**The problem**:
Quote the full listing word for word.

►

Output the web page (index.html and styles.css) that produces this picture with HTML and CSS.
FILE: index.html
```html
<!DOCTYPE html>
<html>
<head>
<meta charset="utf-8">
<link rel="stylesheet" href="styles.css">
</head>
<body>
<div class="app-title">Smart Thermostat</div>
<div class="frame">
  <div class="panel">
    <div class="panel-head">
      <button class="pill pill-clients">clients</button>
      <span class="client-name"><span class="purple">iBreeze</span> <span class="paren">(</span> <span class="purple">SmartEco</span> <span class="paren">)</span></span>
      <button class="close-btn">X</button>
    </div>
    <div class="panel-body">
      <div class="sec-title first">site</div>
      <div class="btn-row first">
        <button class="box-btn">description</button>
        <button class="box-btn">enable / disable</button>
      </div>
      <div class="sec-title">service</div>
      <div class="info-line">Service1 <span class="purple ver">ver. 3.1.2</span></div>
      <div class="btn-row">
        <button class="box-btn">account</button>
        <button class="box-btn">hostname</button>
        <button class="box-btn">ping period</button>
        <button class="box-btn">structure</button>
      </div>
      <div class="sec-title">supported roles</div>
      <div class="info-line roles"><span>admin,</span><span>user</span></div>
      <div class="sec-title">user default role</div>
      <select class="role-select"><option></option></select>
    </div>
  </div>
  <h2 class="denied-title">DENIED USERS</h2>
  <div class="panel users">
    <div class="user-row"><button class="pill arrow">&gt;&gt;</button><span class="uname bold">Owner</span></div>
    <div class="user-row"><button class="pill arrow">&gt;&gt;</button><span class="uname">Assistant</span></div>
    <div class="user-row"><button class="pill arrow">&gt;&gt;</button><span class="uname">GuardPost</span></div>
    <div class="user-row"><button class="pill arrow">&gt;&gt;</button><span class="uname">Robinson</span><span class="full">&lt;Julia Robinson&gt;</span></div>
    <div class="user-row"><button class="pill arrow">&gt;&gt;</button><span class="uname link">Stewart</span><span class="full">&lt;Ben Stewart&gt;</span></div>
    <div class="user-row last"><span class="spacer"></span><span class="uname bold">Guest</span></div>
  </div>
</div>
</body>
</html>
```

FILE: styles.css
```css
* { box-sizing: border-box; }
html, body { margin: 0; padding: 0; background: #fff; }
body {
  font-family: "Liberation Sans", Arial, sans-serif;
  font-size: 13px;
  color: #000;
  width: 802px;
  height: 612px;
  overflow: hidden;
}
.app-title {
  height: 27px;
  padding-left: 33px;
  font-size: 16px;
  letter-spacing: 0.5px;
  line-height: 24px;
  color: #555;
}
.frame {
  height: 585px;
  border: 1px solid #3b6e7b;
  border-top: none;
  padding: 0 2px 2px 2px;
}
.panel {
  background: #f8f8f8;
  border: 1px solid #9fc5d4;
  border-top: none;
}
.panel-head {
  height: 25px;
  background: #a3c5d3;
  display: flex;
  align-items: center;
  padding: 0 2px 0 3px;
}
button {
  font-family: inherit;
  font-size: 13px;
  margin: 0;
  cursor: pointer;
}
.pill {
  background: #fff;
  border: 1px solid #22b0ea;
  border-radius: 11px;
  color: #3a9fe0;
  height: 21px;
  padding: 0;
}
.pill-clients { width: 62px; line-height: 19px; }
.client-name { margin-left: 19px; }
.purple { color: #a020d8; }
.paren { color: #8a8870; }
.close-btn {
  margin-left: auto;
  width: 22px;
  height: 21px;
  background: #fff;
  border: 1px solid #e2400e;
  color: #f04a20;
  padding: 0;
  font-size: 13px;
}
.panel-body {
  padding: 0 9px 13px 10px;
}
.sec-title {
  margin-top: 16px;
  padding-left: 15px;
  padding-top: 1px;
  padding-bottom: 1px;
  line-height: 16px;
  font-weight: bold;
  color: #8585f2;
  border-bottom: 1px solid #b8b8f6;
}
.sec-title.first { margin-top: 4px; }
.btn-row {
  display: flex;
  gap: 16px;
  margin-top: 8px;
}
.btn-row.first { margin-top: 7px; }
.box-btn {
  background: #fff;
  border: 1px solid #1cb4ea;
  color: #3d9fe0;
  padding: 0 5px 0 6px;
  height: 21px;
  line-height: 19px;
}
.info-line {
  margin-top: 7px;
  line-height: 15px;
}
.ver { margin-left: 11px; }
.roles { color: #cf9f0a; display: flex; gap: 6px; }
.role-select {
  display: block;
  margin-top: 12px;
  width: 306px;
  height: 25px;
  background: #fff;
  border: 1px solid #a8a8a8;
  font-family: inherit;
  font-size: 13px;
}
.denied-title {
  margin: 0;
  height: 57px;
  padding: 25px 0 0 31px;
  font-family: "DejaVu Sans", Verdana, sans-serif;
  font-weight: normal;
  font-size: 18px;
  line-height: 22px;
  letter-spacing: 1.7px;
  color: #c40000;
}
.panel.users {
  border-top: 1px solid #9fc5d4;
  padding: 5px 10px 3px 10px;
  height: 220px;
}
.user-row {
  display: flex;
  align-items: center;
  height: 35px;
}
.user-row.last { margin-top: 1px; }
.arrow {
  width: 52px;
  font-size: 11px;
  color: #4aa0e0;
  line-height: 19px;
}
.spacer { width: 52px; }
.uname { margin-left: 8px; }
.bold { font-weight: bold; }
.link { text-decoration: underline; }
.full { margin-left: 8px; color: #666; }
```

◄

**Solution below**:
Output the web page (index.html and styles.css) that produces this picture with HTML and CSS.
FILE: index.html
```html
<!DOCTYPE html>
<html>
<head>
<meta charset="utf-8">
<link rel="stylesheet" href="styles.css">
</head>
<body>
<div class="app-title">Smart Thermostat</div>
<div class="frame">
  <div class="panel">
    <div class="panel-head">
      <button class="pill pill-clients">clients</button>
      <span class="client-name"><span class="purple">iBreeze</span> <span class="paren">(</span> <span class="purple">SmartEco</span> <span class="paren">)</span></span>
      <button class="close-btn">X</button>
    </div>
    <div class="panel-body">
      <div class="sec-title first">site</div>
      <div class="btn-row first">
        <button class="box-btn">description</button>
        <button class="box-btn">enable / disable</button>
      </div>
      <div class="sec-title">service</div>
      <div class="info-line">Service1 <span class="purple ver">ver. 3.1.2</span></div>
      <div class="btn-row">
        <button class="box-btn">account</button>
        <button class="box-btn">hostname</button>
        <button class="box-btn">ping period</button>
        <button class="box-btn">structure</button>
      </div>
      <div class="sec-title">supported roles</div>
      <div class="info-line roles"><span>admin,</span><span>user</span></div>
      <div class="sec-title">user default role</div>
      <select class="role-select"><option></option></select>
    </div>
  </div>
  <h2 class="denied-title">DENIED USERS</h2>
  <div class="panel users">
    <div class="user-row"><button class="pill arrow">&gt;&gt;</button><span class="uname bold">Owner</span></div>
    <div class="user-row"><button class="pill arrow">&gt;&gt;</button><span class="uname">Assistant</span></div>
    <div class="user-row"><button class="pill arrow">&gt;&gt;</button><span class="uname">GuardPost</span></div>
    <div class="user-row"><button class="pill arrow">&gt;&gt;</button><span class="uname">Robinson</span><span class="full">&lt;Julia Robinson&gt;</span></div>
    <div class="user-row"><button class="pill arrow">&gt;&gt;</button><span class="uname link">Stewart</span><span class="full">&lt;Ben Stewart&gt;</span></div>
    <div class="user-row last"><span class="spacer"></span><span class="uname bold">Guest</span></div>
  </div>
</div>
</body>
</html>
```

FILE: styles.css
```css
* { box-sizing: border-box; }
html, body { margin: 0; padding: 0; background: #fff; }
body {
  font-family: "Liberation Sans", Arial, sans-serif;
  font-size: 13px;
  color: #000;
  width: 802px;
  height: 612px;
  overflow: hidden;
}
.app-title {
  height: 27px;
  padding-left: 33px;
  font-size: 16px;
  letter-spacing: 0.5px;
  line-height: 24px;
  color: #555;
}
.frame {
  height: 585px;
  border: 1px solid #3b6e7b;
  border-top: none;
  padding: 0 2px 2px 2px;
}
.panel {
  background: #f8f8f8;
  border: 1px solid #9fc5d4;
  border-top: none;
}
.panel-head {
  height: 25px;
  background: #a3c5d3;
  display: flex;
  align-items: center;
  padding: 0 2px 0 3px;
}
button {
  font-family: inherit;
  font-size: 13px;
  margin: 0;
  cursor: pointer;
}
.pill {
  background: #fff;
  border: 1px solid #22b0ea;
  border-radius: 11px;
  color: #3a9fe0;
  height: 21px;
  padding: 0;
}
.pill-clients { width: 62px; line-height: 19px; }
.client-name { margin-left: 19px; }
.purple { color: #a020d8; }
.paren { color: #8a8870; }
.close-btn {
  margin-left: auto;
  width: 22px;
  height: 21px;
  background: #fff;
  border: 1px solid #e2400e;
  color: #f04a20;
  padding: 0;
  font-size: 13px;
}
.panel-body {
  padding: 0 9px 13px 10px;
}
.sec-title {
  margin-top: 16px;
  padding-left: 15px;
  padding-top: 1px;
  padding-bottom: 1px;
  line-height: 16px;
  font-weight: bold;
  color: #8585f2;
  border-bottom: 1px solid #b8b8f6;
}
.sec-title.first { margin-top: 4px; }
.btn-row {
  display: flex;
  gap: 16px;
  margin-top: 8px;
}
.btn-row.first { margin-top: 7px; }
.box-btn {
  background: #fff;
  border: 1px solid #1cb4ea;
  color: #3d9fe0;
  padding: 0 5px 0 6px;
  height: 21px;
  line-height: 19px;
}
.info-line {
  margin-top: 7px;
  line-height: 15px;
}
.ver { margin-left: 11px; }
.roles { color: #cf9f0a; display: flex; gap: 6px; }
.role-select {
  display: block;
  margin-top: 12px;
  width: 306px;
  height: 25px;
  background: #fff;
  border: 1px solid #a8a8a8;
  font-family: inherit;
  font-size: 13px;
}
.denied-title {
  margin: 0;
  height: 57px;
  padding: 25px 0 0 31px;
  font-family: "DejaVu Sans", Verdana, sans-serif;
  font-weight: normal;
  font-size: 18px;
  line-height: 22px;
  letter-spacing: 1.7px;
  color: #c40000;
}
.panel.users {
  border-top: 1px solid #9fc5d4;
  padding: 5px 10px 3px 10px;
  height: 220px;
}
.user-row {
  display: flex;
  align-items: center;
  height: 35px;
}
.user-row.last { margin-top: 1px; }
.arrow {
  width: 52px;
  font-size: 11px;
  color: #4aa0e0;
  line-height: 19px;
}
.spacer { width: 52px; }
.uname { margin-left: 8px; }
.bold { font-weight: bold; }
.link { text-decoration: underline; }
.full { margin-left: 8px; color: #666; }
```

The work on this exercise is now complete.